The Second Congress of the Communist International in July-August 1920 (and in fact the first real one, as the first merely established the rudiments of a new International) adopted both the Statutes and the 21 Conditions. The former demanded "a strongly centralised organisation" and granted the ECCI (Executive Committee) supreme power, while the latter, in Point 12, which declares Democratic Centralism a principle, demands on organisation "as centralised as possible", with "iron discipline", and a party centre "equipped with the most comprehensive powers".

Of course, the above-quoted phrases do not necessarily mean a Stalinist-type set-up, and the legal CPs tended to have quite a democratic structure, with remnants of the rank-and-file checks and balances associated with the social-democratic parties. The removal of the election of the party functionaries and their accountability to the membership, and the substitution of a top-down appointed method with all decisions residing in the Central Committee, came about through "Bolshevisation" in the mid-1920s. However, the power of the ECCI was established already in 1920, so it seems to me that Rosa Luxemburg’s objections to Lenin’s party-concept need more serious consideration than given in Hal Draper’s essay.

Very little by Rosa Luxemburg was in print in 1963, when Draper penned his piece. The 5-volume Gesammelte Werke appeared between 1970 and 1975, and the 5-volume Gesammelte Briefe between 1982 and 1984, a sixth volume of correspondence appeared in 1993, and a sixth volume of her works, translated from Polish, is at present under preparation.

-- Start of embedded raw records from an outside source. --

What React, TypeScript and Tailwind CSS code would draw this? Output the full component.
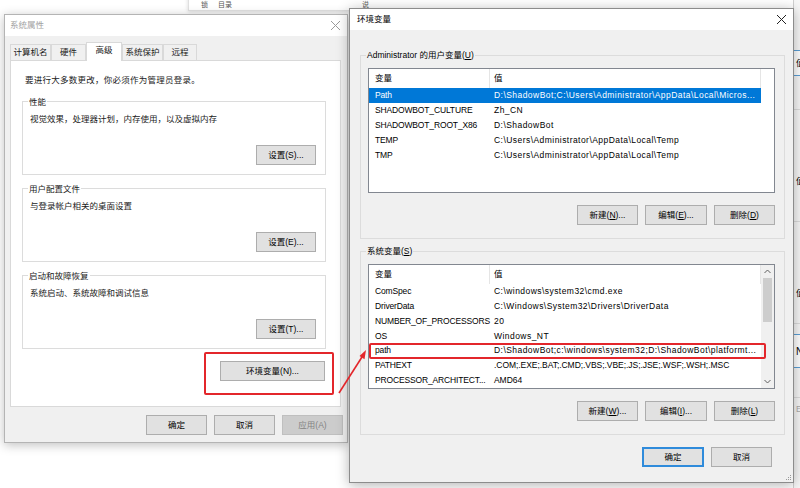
import React from "react";
import clsx from "clsx";

const font = "font-['Liberation_Sans','Noto_Sans_CJK_SC',sans-serif]";

const CloseX: React.FC<{ color: string }> = ({ color }) => (
    <svg width="11" height="11" viewBox="0 0 11 11">
        <path d="M1 1 L10 10 M10 1 L1 10" stroke={color} strokeWidth="1" />
    </svg>
);

interface BtnProps {
    children: React.ReactNode;
    w?: string;
    disabled?: boolean;
    primary?: boolean;
}

const Btn: React.FC<BtnProps> = ({ children, w = "w-[61px]", disabled, primary }) => (
    <div
        className={clsx(
            "h-[20px] flex items-center justify-center text-[8.5px] leading-none",
            w,
            disabled
                ? "bg-[#cccccc] border border-[#bfbfbf] text-[#838383]"
                : primary
                ? "bg-[#e1e1e1] border-2 border-[#2f8bdb] text-black"
                : "bg-[#e1e1e1] border border-[#adadad] text-black"
        )}
    >
        {children}
    </div>
);

const Mn: React.FC<{ k: string }> = ({ k }) => <span className="underline underline-offset-1">{k}</span>;

// group box on the white tab page
const PageGroup: React.FC<{ label: string; text: string; btn: React.ReactNode; className?: string }> = ({ label, text, btn, className }) => (
    <div className={clsx("relative border border-[#dcdcdc] h-[74px] w-[304px] flex flex-col", className)}>
        <span className="absolute -top-[7px] left-[5px] bg-white px-[1px] leading-[14px] text-[#1a1a1a]">{label}</span>
        <div className="ml-[7px] mt-[10px] leading-[14px] text-[#1a1a1a]">{text}</div>
        <div className="mt-auto mb-[9px] mr-[9px] flex justify-end">
            <Btn w="w-[60px]">{btn}</Btn>
        </div>
    </div>
);

// [name, value, tight] - tight rows keep normal spacing (all caps / punctuation)
type Row = [string, string, boolean?];

const ListView: React.FC<{ rows: Row[]; selected?: number; scroll?: boolean }> = ({ rows, selected, scroll }) => (
    <div className="h-[125px] w-[407px] border border-[#828790] bg-white flex">
        <div className="w-[392px] flex flex-col">
            <div className="h-[19px] flex items-center text-black">
                <div className="w-[121px] h-full flex items-center pl-[6px] border-r border-[#e5e5e5]">变量</div>
                <div className="w-[271px] h-full flex items-center pl-[4px] border-r border-[#e5e5e5]">值</div>
            </div>
            {rows.map(([k, v, tight], i) => (
                <div
                    key={k}
                    className={clsx(
                        "h-[15px] flex items-center whitespace-nowrap",
                        i === selected ? "bg-[#0078d7] text-white" : "text-black"
                    )}
                >
                    <div className="w-[121px] pl-[6px] tracking-[-0.15px]">{k}</div>
                    <div className={clsx("w-[271px] pl-[4px] overflow-hidden", tight ? "tracking-[-0.05px]" : "tracking-[0.45px]")}>{v}</div>
                </div>
            ))}
        </div>
        {scroll && (
            <div className="w-[13px] bg-[#f0f0f0] flex flex-col items-center">
                <svg width="9" height="12" viewBox="0 0 9 12" className="mt-[1px]">
                    <path d="M1.5 7 L4.5 4 L7.5 7" stroke="#606060" strokeWidth="1" fill="none" />
                </svg>
                <div className="w-[9px] h-[44px] bg-[#cdcdcd]" />
                <svg width="9" height="12" viewBox="0 0 9 12" className="mt-auto mb-[1px]">
                    <path d="M1.5 5 L4.5 8 L7.5 5" stroke="#606060" strokeWidth="1" fill="none" />
                </svg>
            </div>
        )}
    </div>
);

const EnvGroup: React.FC<{ label: React.ReactNode; rows: Row[]; selected?: number; scroll?: boolean; btns: React.ReactNode[]; className?: string }> = ({
    label,
    rows,
    selected,
    scroll,
    btns,
    className,
}) => (
    <div className={clsx("relative border border-[#dcdcdc] h-[184px] w-[425px] pl-[7px] pt-[12px]", className)}>
        <span className="absolute -top-[8px] left-[5px] bg-[#f0f0f0] px-[1px] leading-[15px] text-black">{label}</span>
        <ListView rows={rows} selected={selected} scroll={scroll} />
        <div className="mt-[12px] w-[407px] flex justify-end gap-[7px]">
            {btns.map((b, i) => (
                <Btn key={i} w={i === 1 ? "w-[62px]" : "w-[61px]"}>
                    {b}
                </Btn>
            ))}
        </div>
    </div>
);

const userRows: Row[] = [
    ["Path", "D:\\ShadowBot;C:\\Users\\Administrator\\AppData\\Local\\Micros..."],
    ["SHADOWBOT_CULTURE", "Zh_CN"],
    ["SHADOWBOT_ROOT_X86", "D:\\ShadowBot"],
    ["TEMP", "C:\\Users\\Administrator\\AppData\\Local\\Temp"],
    ["TMP", "C:\\Users\\Administrator\\AppData\\Local\\Temp"],
];

const sysRows: Row[] = [
    ["ComSpec", "C:\\windows\\system32\\cmd.exe"],
    ["DriverData", "C:\\Windows\\System32\\Drivers\\DriverData"],
    ["NUMBER_OF_PROCESSORS", "20"],
    ["OS", "Windows_NT"],
    ["path", "D:\\ShadowBot;c:\\windows\\system32;D:\\ShadowBot\\platformt..."],
    ["PATHEXT", ".COM;.EXE;.BAT;.CMD;.VBS;.VBE;.JS;.JSE;.WSF;.WSH;.MSC", true],
    ["PROCESSOR_ARCHITECT...", "AMD64", true],
];

const tabs = [
    { name: "计算机名", w: "w-[41px]" },
    { name: "硬件", w: "w-[35px]" },
    { name: "高级", w: "w-[36px]", active: true },
    { name: "系统保护", w: "w-[41px]" },
    { name: "远程", w: "w-[34px]" },
];

export default function App() {
    return (
        <div className={clsx("relative w-[800px] h-[488px] overflow-hidden bg-white text-[8.5px]", font)}>
            {/* window behind, top */}
            <div className="absolute left-[188px] -top-[30px] w-[640px] h-[41px] bg-white border border-[#e0e0e0] shadow-[0_1px_4px_rgba(0,0,0,0.15)] flex items-end pb-[1px] pl-[12px] gap-[10px] text-[#555] leading-[8px] text-[7px]">
                <span>锁</span>
                <span>目录</span>
                <span className="ml-[120px]">说</span>
            </div>

            {/* window behind, right edge */}
            <div className="absolute left-[793px] top-[0px] w-[40px] h-[488px] bg-[#f7f7f7] border-l border-[#d0d0d0] flex flex-col text-black">
                <div className="h-[50px]" />
                <div className="h-[26px] border-y border-[#5a9fd6] pl-[2px] flex items-center bg-white">值(</div>
                <div className="h-[34px] border-b border-[#dcdcdc]" />
                <div className="h-[60px]" />
                <div className="h-[22px] flex items-center pl-[2px]">值(</div>
                <div className="h-[30px] border-b border-[#dcdcdc]" />
                <div className="h-[60px]" />
                <div className="h-[22px] flex items-center pl-[2px]">值(</div>
                <div className="h-[20px] border-b border-[#dcdcdc]" />
                <div className="h-[10px]" />
                <div className="h-[34px] border-y border-[#5a9fd6] pl-[2px] flex items-center bg-white text-[10px]">N</div>
                <div className="h-[30px] border-b border-[#dcdcdc]" />
                <div className="h-[22px] flex items-center pl-[2px] text-[#aaa]">E</div>
            </div>

            {/* 系统属性 */}
            <div className="absolute left-[4px] top-[14px] w-[344px] border border-[#b4b4b4] bg-[#f0f0f0] shadow-[0_2px_10px_rgba(0,0,0,0.25)] flex flex-col">
                <div className="h-[21px] bg-white flex items-center justify-between pl-[5px] pr-[6px]">
                    <span className="text-[#a3a3a3]">系统属性</span>
                    <CloseX color="#9a9a9a" />
                </div>
                <div className="px-[5px] pt-[6px] pb-[7px] flex flex-col">
                    <div className="flex items-end h-[18px] relative z-10">
                        {tabs.map((t) => (
                            <div
                                key={t.name}
                                className={clsx(
                                    "flex justify-center border border-[#d9d9d9] text-[#1a1a1a]",
                                    t.w,
                                    t.active ? "h-[19px] -mb-[1px] bg-white border-b-0 pt-[1px]" : "h-[16px] bg-[#f0f0f0] border-b-0 items-center"
                                )}
                            >
                                {t.name}
                            </div>
                        ))}
                    </div>
                    <div className="h-[347px] w-[331px] bg-white border border-[#d9d9d9] pl-[11px] pt-[12px] flex flex-col">
                        <div className="ml-[3px] leading-[15px] text-[#1a1a1a] tracking-[0.25px]">要进行大多数更改，你必须作为管理员登录。</div>
                        <PageGroup className="mt-[13px]" label="性能" text="视觉效果，处理器计划，内存使用，以及虚拟内存" btn="设置(S)..." />
                        <PageGroup className="mt-[13px]" label="用户配置文件" text="与登录帐户相关的桌面设置" btn="设置(E)..." />
                        <PageGroup className="mt-[13px]" label="启动和故障恢复" text="系统启动、系统故障和调试信息" btn="设置(T)..." />
                        <div className="w-[303px] mt-[12px] flex justify-end">
                            <Btn w="w-[105px]">环境变量(N)...</Btn>
                        </div>
                    </div>
                    <div className="mt-[8px] flex justify-end gap-[7px] -mr-[1px]">
                        <Btn>确定</Btn>
                        <Btn>取消</Btn>
                        <Btn disabled>应用(A)</Btn>
                    </div>
                </div>
            </div>

            {/* 环境变量 */}
            <div className="absolute left-[349px] top-[8px] w-[445px] h-[475px] border border-[#8c8c8c] bg-[#f0f0f0] shadow-[0_2px_12px_rgba(0,0,0,0.3)] flex flex-col">
                <div className="h-[21px] bg-white flex items-center justify-between pl-[7px] pr-[6px]">
                    <span className="text-black">环境变量</span>
                    <CloseX color="#222" />
                </div>
                <div className="pl-[10px] pt-[25px] flex flex-col">
                    <EnvGroup
                        label={
                            <>
                                Administrator 的用户变量(<Mn k="U" />)
                            </>
                        }
                        rows={userRows}
                        selected={0}
                        btns={[
                            <>新建(<Mn k="N" />)...</>,
                            <>编辑(<Mn k="E" />)...</>,
                            <>删除(<Mn k="D" />)</>,
                        ]}
                    />
                    <EnvGroup
                        className="mt-[12px]"
                        label={
                            <>
                                系统变量(<Mn k="S" />)
                            </>
                        }
                        rows={sysRows}
                        scroll
                        btns={[
                            <>新建(<Mn k="W" />)...</>,
                            <>编辑(<Mn k="I" />)...</>,
                            <>删除(<Mn k="L" />)</>,
                        ]}
                    />
                    <div className="mt-[12px] w-[412px] flex justify-end gap-[7px]">
                        <Btn w="w-[62px]" primary>
                            确定
                        </Btn>
                        <Btn>取消</Btn>
                    </div>
                </div>
                <svg width="8" height="8" viewBox="0 0 8 8" className="absolute right-[1px] bottom-[1px]">
                    <rect x="6" y="2" width="1" height="1" fill="#999" />
                    <rect x="4" y="4" width="1" height="1" fill="#999" />
                    <rect x="6" y="4" width="1" height="1" fill="#999" />
                    <rect x="2" y="6" width="1" height="1" fill="#999" />
                    <rect x="4" y="6" width="1" height="1" fill="#999" />
                    <rect x="6" y="6" width="1" height="1" fill="#999" />
                </svg>
            </div>

            {/* red annotations */}
            <div className="absolute left-[204px] top-[352px] w-[130px] h-[43px] border-2 border-[#e3262b] rounded-[2px]" />
            <div className="absolute left-[369px] top-[343px] w-[397px] h-[16px] border-2 border-[#e3262b] rounded-[2px]" />
            <svg className="absolute left-0 top-0 pointer-events-none" width="800" height="488">
                <line x1="339" y1="393" x2="362" y2="357" stroke="#e3262b" strokeWidth="1.6" />
                <polygon points="366,350 359.5,356 364.5,359.3" fill="#e3262b" />
            </svg>
        </div>
    );
}
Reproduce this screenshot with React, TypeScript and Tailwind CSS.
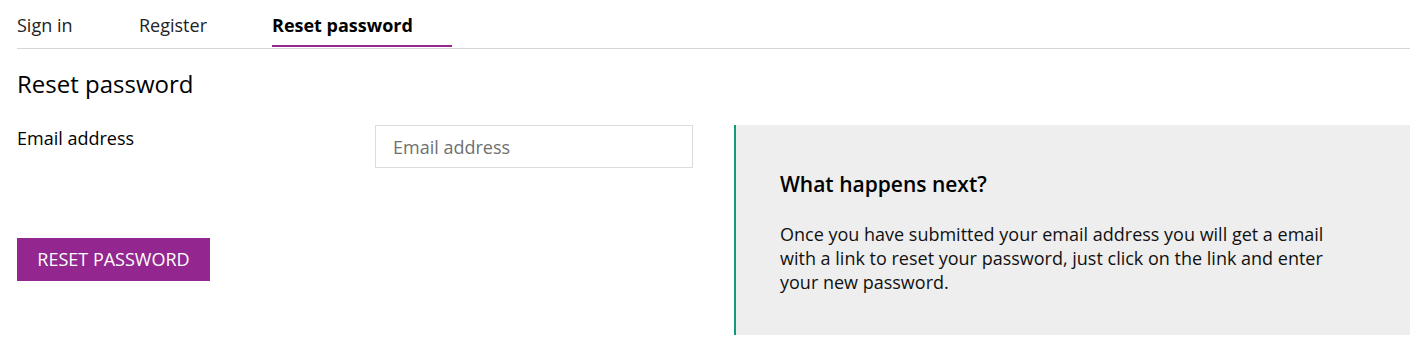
import React from "react";

export default function App() {
  const font = { fontFamily: '"Open Sans", "Noto Sans", sans-serif' };
  return (
    <div className="w-[1417px] h-[342px] bg-white text-black" style={font}>
      <div className="pl-[17px] pr-[7px]">
        <div className="flex border-b border-[#d6d6d6] h-[49px]">
          <div className="w-[122px] pt-[11px] text-[18px] leading-[28px] text-[#222]">Sign in</div>
          <div className="w-[133px] pt-[11px] text-[18px] leading-[28px] text-[#222]">Register</div>
          <div className="w-[180px] pt-[11px] text-[18px] leading-[28px] font-bold">
            <div className="h-[34px]">Reset password</div>
            <div className="h-[2px] bg-[#93278f]"></div>
          </div>
        </div>
        <h1 className="mt-[19px] text-[24px] leading-[32px] font-normal">Reset password</h1>
        <div className="flex mt-[25px]">
          <div className="w-[717px] flex flex-col">
            <div className="flex">
              <label className="w-[358px] pt-[1px] text-[18px] leading-[24px]">Email address</label>
              <input
                className="w-[318px] h-[43px] border border-[#dcdcdc] px-[17px] text-[18px] placeholder:text-[#707070] outline-none"
                placeholder="Email address"
                style={font}
              />
            </div>
            <button className="mt-[70px] w-[193px] h-[43px] bg-[#93278f] text-white text-[18px] uppercase">
              Reset password
            </button>
          </div>
          <div className="flex-1 h-[210px] bg-[#eeeeee] border-l-2 border-[#0f9a78] pl-[44px] pr-[62px] pt-[45px]">
            <h2 className="text-[21px] leading-[28px] font-semibold">What happens next?</h2>
            <p className="mt-[24px] text-[18px] leading-[24px] text-[#111]">
              Once you have submitted your email address you will get a email with a link to reset your password, just click on the link and enter your new password.
            </p>
          </div>
        </div>
      </div>
    </div>
  );
}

The objections mentioned by Draper in Luxemburg’s "Organisational Questions ..." (1904) were not a one-off occurrence, but, according to renowned Polish Luxemburg scholar Feliks Tych, run through her writings up to her death. In Revolutionary History, Vol.6, No.2/3, I resuméd a number of articles on the latest research on Luxemburg-Jogiches regarding the question of their attitude towards Lenin’s party-concept and his methods, plus some newly found texts, contained in the respected German historical quarterly Internationale wissenschaftliche Korrespondenz ..., Vol.27, No.3. Writing in the Czerwony Sztandar in July 1912, following the split in the RSDLP, Luxemburg sees Lenin’s conception of organisation thus: "the Central Committee is everything whereas the real party is only its appendage, a mindless mass which moves mechanically on the orders of the leader like the army exercising on the parade ground and like a choir performing under the baton of the conductor". That sounds just like a criticism of the ECCI as set out in 1920.